STORY

Letter to CU community from Faculty Council Committee for Racial and Ethnic Equity

By Staff
////

Dear CU System and University Leadership and Campus Communities,

We, the Faculty Council Committee for Racial and Ethnic Equity (CREE), are outraged and grieving over the recent killings of George Floyd, Breonna Taylor and Tony McDade. These Black people have all been killed by police in recent weeks. Although these wounds are fresh, particularly for Black people in our community, we recognize that they are but the most recent killings of Black Americans at the hands of police.

As letters go out from various CU groups and leaders, we offer the following suggestions and delineations for consideration in these communiques to inspire healing instead of further wounding:

Please do not follow any condolence statements with a condemnation of, or warning to, protestors who are violent or destructive to property. This rhetorical move erases any sympathy expressed to grieving Black people. It also engages and promotes falsehoods that Black Lives Matter demonstrators are violent. This is particularly troubling given the racist stereotype that Black people are violent (Wilson, 2005).

We consider this association of protestors with violence to be a falsehood in part because there are several investigations, nationally, into white supremacist groups inciting violence at BLM protests, as well as investigations into heavily militarized police inciting violence. For example, one DPD officer was recently fired because he posted a picture with two other officers in SWAT gear under the headline, “Let’s start a riot!” Furthermore, expressions over the concern of destruction of property is dismissive in the way that it elevates concern for property over the Black lives that continue to be taken.

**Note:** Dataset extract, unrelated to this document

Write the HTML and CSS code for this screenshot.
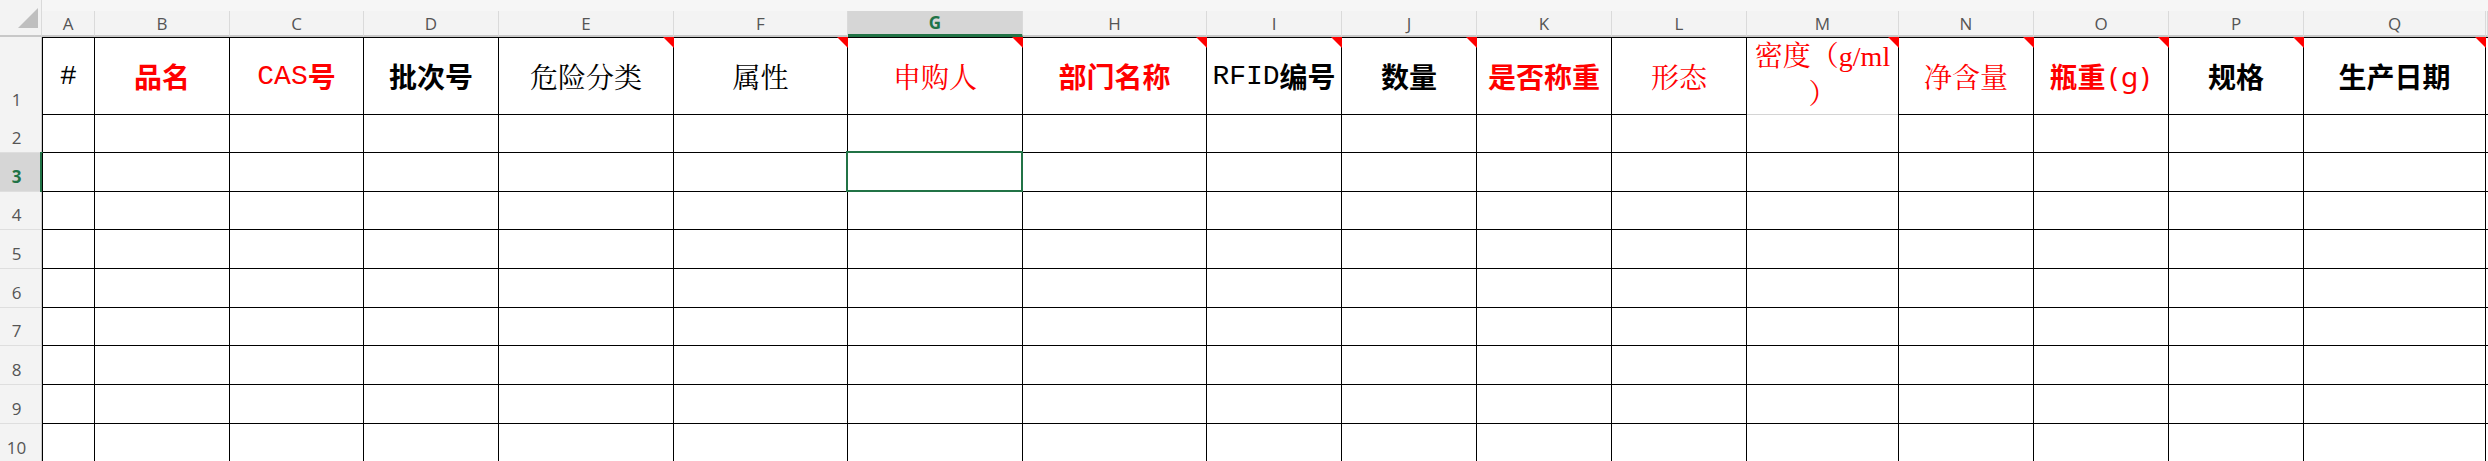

We, as CREE, are concerned about systemic racism in the criminal justice system (Alexander, 2012), as well as that within higher education (Ahmed, 2012; Nishi, 2020). We, along with our students and communities of color, are grieving. As such, we recommend that leaders make concrete investments in racial justice and equity by disinvesting and breaking ties with city police as well as training faculty and staff (including campus police) on race, racism and anti-blackness (Dumas, 2016) and how it works in higher education. In this way, we support CU Boulder’s Black Student Alliance in its demands.

As former Vice Chancellor of Diversity and Inclusion for the CU Denver and Anschutz Medical Campuses, Professor Emerita, and renowned community equity leader, Brenda J. Allen has recommended now is the time for the CU community and particularly leadership to commit themselves to understanding issues of racial justice by educating themselves. It is also the time to double down our efforts to recruit and retain faculty of color throughout the CU system. We stand ready to support these efforts, and we invite system and campus leaders to commit to working with us immediately to implement proven practices.

In closing, we send out our support to the Black community and say Black Lives Matter!

Sincerely,

The Faculty Council Committee on Racial and Ethnic Equity (CREE)

References:

Ahmed, S. (2012). On being included: Racism and diversity in institutional life. Durham, NC: Duke University Press Books.

Alexander, M. (2012). The new Jim Crow: Mass incarceration in the age of colorblindness. New York: The New Press.

Dumas, M.J. (2016). Against the dark: Antiblackness in education policy and discourse. Theory Into Practice, 55(1), 11-19, DOI: 10.1080/00405841.2016.1116852

Nishi, N.W. (2020). Imperialistic reclamation of higher education diversity initiatives through semantic co-option and concessions. Race Ethnicity and Education, DOI: 10.1080/13613324.2020.1718079.

Wilson, D. (2005). Inventing black-on-black violence: Discourse, space, and representation. Syracuse: Syracuse University Press.